**Information provided:**
_ _ _ _ _

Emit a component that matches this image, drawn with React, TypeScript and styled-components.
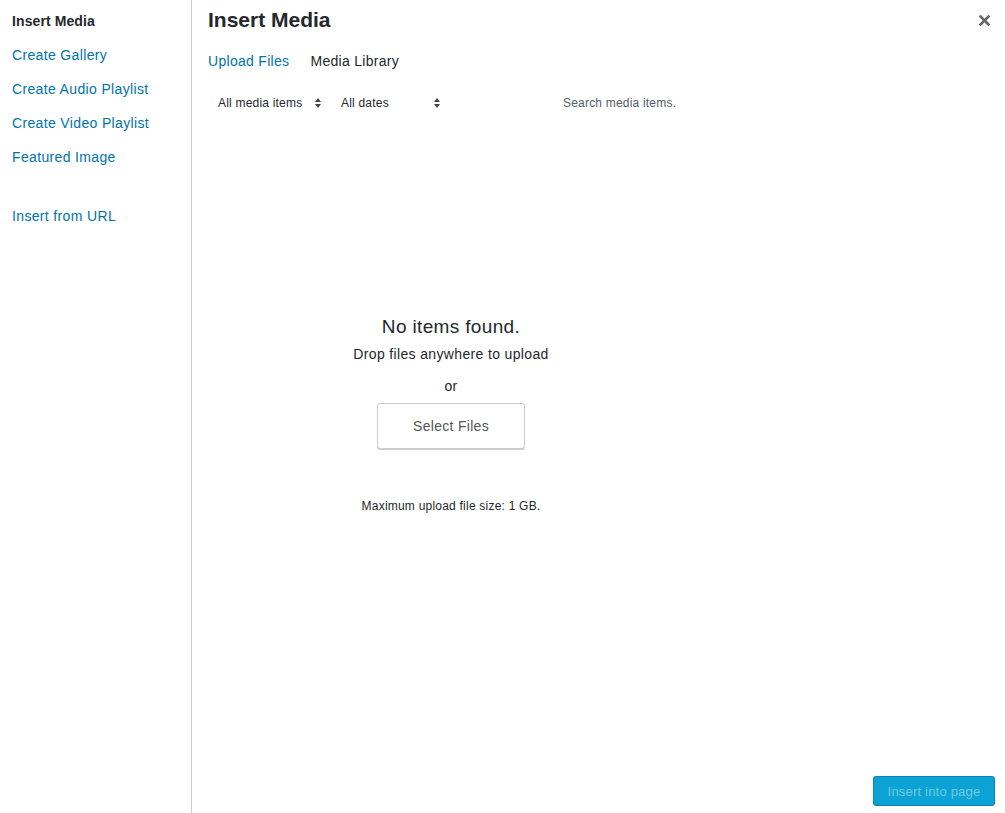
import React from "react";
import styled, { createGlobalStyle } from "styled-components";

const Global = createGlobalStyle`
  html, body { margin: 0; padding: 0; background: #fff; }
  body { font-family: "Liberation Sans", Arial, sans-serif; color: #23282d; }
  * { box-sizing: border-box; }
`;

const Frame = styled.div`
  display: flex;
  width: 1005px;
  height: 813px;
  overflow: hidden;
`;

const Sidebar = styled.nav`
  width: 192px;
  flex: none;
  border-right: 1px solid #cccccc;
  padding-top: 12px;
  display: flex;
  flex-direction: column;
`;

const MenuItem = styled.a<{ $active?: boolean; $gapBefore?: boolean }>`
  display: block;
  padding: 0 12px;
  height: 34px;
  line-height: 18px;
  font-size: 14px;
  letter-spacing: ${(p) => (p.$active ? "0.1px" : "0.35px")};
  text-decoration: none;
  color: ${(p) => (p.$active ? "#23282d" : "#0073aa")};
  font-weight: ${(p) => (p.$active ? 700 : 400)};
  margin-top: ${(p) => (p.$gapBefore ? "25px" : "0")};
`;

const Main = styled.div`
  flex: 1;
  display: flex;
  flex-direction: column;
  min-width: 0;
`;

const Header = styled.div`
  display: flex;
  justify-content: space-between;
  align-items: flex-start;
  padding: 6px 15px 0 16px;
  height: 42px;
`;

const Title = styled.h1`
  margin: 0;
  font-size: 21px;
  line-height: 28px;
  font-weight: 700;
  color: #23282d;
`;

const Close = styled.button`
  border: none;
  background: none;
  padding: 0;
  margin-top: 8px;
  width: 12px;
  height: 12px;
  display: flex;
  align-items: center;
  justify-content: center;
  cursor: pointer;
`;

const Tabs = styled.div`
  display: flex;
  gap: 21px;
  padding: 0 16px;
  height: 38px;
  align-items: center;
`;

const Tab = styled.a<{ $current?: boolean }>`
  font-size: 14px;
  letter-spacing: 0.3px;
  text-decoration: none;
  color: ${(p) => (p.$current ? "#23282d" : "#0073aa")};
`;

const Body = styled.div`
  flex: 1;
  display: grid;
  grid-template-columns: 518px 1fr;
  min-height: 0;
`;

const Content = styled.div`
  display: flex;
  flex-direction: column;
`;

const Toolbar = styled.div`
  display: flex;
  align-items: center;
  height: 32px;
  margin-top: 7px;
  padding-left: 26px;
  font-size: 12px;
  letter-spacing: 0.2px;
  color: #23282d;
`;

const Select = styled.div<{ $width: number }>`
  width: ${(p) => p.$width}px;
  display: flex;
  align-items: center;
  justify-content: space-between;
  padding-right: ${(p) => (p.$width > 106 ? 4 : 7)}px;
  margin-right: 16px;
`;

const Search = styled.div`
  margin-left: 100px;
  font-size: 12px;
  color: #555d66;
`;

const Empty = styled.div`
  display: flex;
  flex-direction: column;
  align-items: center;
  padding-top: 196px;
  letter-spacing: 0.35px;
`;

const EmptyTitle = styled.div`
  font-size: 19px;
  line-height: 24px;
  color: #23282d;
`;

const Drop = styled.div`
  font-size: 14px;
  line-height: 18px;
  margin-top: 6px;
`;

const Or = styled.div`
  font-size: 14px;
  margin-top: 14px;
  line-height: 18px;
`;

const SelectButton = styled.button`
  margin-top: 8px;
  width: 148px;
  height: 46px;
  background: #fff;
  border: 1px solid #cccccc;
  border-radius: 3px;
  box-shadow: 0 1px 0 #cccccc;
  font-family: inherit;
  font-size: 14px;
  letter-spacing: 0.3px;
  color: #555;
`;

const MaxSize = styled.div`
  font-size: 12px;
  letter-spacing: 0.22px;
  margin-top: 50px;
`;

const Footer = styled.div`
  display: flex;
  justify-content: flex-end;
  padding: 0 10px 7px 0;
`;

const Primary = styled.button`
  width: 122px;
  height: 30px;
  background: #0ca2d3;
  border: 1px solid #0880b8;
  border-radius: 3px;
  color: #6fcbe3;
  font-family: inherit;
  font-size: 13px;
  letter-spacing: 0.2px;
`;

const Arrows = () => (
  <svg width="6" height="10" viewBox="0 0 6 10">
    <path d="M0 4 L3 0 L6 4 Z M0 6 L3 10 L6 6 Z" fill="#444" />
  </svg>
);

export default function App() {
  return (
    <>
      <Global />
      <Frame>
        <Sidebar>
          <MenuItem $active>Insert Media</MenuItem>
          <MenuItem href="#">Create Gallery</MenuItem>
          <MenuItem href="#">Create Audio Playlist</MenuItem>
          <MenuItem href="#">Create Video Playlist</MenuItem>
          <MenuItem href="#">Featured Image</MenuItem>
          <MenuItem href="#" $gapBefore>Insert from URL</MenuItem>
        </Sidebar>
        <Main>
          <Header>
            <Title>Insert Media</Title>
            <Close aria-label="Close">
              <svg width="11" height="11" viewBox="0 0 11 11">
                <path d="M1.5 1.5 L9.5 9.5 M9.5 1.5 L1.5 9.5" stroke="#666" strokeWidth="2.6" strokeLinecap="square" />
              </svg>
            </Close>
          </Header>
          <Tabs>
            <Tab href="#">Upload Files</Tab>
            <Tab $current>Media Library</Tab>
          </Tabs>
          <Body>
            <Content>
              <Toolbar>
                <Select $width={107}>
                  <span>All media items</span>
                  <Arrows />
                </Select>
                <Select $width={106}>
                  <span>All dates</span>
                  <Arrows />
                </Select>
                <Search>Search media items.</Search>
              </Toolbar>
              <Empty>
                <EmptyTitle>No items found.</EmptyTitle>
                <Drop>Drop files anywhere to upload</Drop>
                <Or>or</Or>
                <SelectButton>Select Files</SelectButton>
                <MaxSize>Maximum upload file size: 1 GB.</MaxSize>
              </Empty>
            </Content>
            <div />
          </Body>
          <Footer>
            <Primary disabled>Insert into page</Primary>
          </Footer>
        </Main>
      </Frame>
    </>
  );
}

_ _ _ _ _

**Task description:** Write out the full set of lines verbatim, without the pictures.

**Result for this task:**
Emit a component that matches this image, drawn with React, TypeScript and styled-components.
import React from "react";
import styled, { createGlobalStyle } from "styled-components";

const Global = createGlobalStyle`
  html, body { margin: 0; padding: 0; background: #fff; }
  body { font-family: "Liberation Sans", Arial, sans-serif; color: #23282d; }
  * { box-sizing: border-box; }
`;

const Frame = styled.div`
  display: flex;
  width: 1005px;
  height: 813px;
  overflow: hidden;
`;

const Sidebar = styled.nav`
  width: 192px;
  flex: none;
  border-right: 1px solid #cccccc;
  padding-top: 12px;
  display: flex;
  flex-direction: column;
`;

const MenuItem = styled.a<{ $active?: boolean; $gapBefore?: boolean }>`
  display: block;
  padding: 0 12px;
  height: 34px;
  line-height: 18px;
  font-size: 14px;
  letter-spacing: ${(p) => (p.$active ? "0.1px" : "0.35px")};
  text-decoration: none;
  color: ${(p) => (p.$active ? "#23282d" : "#0073aa")};
  font-weight: ${(p) => (p.$active ? 700 : 400)};
  margin-top: ${(p) => (p.$gapBefore ? "25px" : "0")};
`;

const Main = styled.div`
  flex: 1;
  display: flex;
  flex-direction: column;
  min-width: 0;
`;

const Header = styled.div`
  display: flex;
  justify-content: space-between;
  align-items: flex-start;
  padding: 6px 15px 0 16px;
  height: 42px;
`;

const Title = styled.h1`
  margin: 0;
  font-size: 21px;
  line-height: 28px;
  font-weight: 700;
  color: #23282d;
`;

const Close = styled.button`
  border: none;
  background: none;
  padding: 0;
  margin-top: 8px;
  width: 12px;
  height: 12px;
  display: flex;
  align-items: center;
  justify-content: center;
  cursor: pointer;
`;

const Tabs = styled.div`
  display: flex;
  gap: 21px;
  padding: 0 16px;
  height: 38px;
  align-items: center;
`;

const Tab = styled.a<{ $current?: boolean }>`
  font-size: 14px;
  letter-spacing: 0.3px;
  text-decoration: none;
  color: ${(p) => (p.$current ? "#23282d" : "#0073aa")};
`;

const Body = styled.div`
  flex: 1;
  display: grid;
  grid-template-columns: 518px 1fr;
  min-height: 0;
`;

const Content = styled.div`
  display: flex;
  flex-direction: column;
`;

const Toolbar = styled.div`
  display: flex;
  align-items: center;
  height: 32px;
  margin-top: 7px;
  padding-left: 26px;
  font-size: 12px;
  letter-spacing: 0.2px;
  color: #23282d;
`;

const Select = styled.div<{ $width: number }>`
  width: ${(p) => p.$width}px;
  display: flex;
  align-items: center;
  justify-content: space-between;
  padding-right: ${(p) => (p.$width > 106 ? 4 : 7)}px;
  margin-right: 16px;
`;

const Search = styled.div`
  margin-left: 100px;
  font-size: 12px;
  color: #555d66;
`;

const Empty = styled.div`
  display: flex;
  flex-direction: column;
  align-items: center;
  padding-top: 196px;
  letter-spacing: 0.35px;
`;

const EmptyTitle = styled.div`
  font-size: 19px;
  line-height: 24px;
  color: #23282d;
`;

const Drop = styled.div`
  font-size: 14px;
  line-height: 18px;
  margin-top: 6px;
`;

const Or = styled.div`
  font-size: 14px;
  margin-top: 14px;
  line-height: 18px;
`;

const SelectButton = styled.button`
  margin-top: 8px;
  width: 148px;
  height: 46px;
  background: #fff;
  border: 1px solid #cccccc;
  border-radius: 3px;
  box-shadow: 0 1px 0 #cccccc;
  font-family: inherit;
  font-size: 14px;
  letter-spacing: 0.3px;
  color: #555;
`;

const MaxSize = styled.div`
  font-size: 12px;
  letter-spacing: 0.22px;
  margin-top: 50px;
`;

const Footer = styled.div`
  display: flex;
  justify-content: flex-end;
  padding: 0 10px 7px 0;
`;

const Primary = styled.button`
  width: 122px;
  height: 30px;
  background: #0ca2d3;
  border: 1px solid #0880b8;
  border-radius: 3px;
  color: #6fcbe3;
  font-family: inherit;
  font-size: 13px;
  letter-spacing: 0.2px;
`;

const Arrows = () => (
  <svg width="6" height="10" viewBox="0 0 6 10">
    <path d="M0 4 L3 0 L6 4 Z M0 6 L3 10 L6 6 Z" fill="#444" />
  </svg>
);

export default function App() {
  return (
    <>
      <Global />
      <Frame>
        <Sidebar>
          <MenuItem $active>Insert Media</MenuItem>
          <MenuItem href="#">Create Gallery</MenuItem>
          <MenuItem href="#">Create Audio Playlist</MenuItem>
          <MenuItem href="#">Create Video Playlist</MenuItem>
          <MenuItem href="#">Featured Image</MenuItem>
          <MenuItem href="#" $gapBefore>Insert from URL</MenuItem>
        </Sidebar>
        <Main>
          <Header>
            <Title>Insert Media</Title>
            <Close aria-label="Close">
              <svg width="11" height="11" viewBox="0 0 11 11">
                <path d="M1.5 1.5 L9.5 9.5 M9.5 1.5 L1.5 9.5" stroke="#666" strokeWidth="2.6" strokeLinecap="square" />
              </svg>
            </Close>
          </Header>
          <Tabs>
            <Tab href="#">Upload Files</Tab>
            <Tab $current>Media Library</Tab>
          </Tabs>
          <Body>
            <Content>
              <Toolbar>
                <Select $width={107}>
                  <span>All media items</span>
                  <Arrows />
                </Select>
                <Select $width={106}>
                  <span>All dates</span>
                  <Arrows />
                </Select>
                <Search>Search media items.</Search>
              </Toolbar>
              <Empty>
                <EmptyTitle>No items found.</EmptyTitle>
                <Drop>Drop files anywhere to upload</Drop>
                <Or>or</Or>
                <SelectButton>Select Files</SelectButton>
                <MaxSize>Maximum upload file size: 1 GB.</MaxSize>
              </Empty>
            </Content>
            <div />
          </Body>
          <Footer>
            <Primary disabled>Insert into page</Primary>
          </Footer>
        </Main>
      </Frame>
    </>
  );
}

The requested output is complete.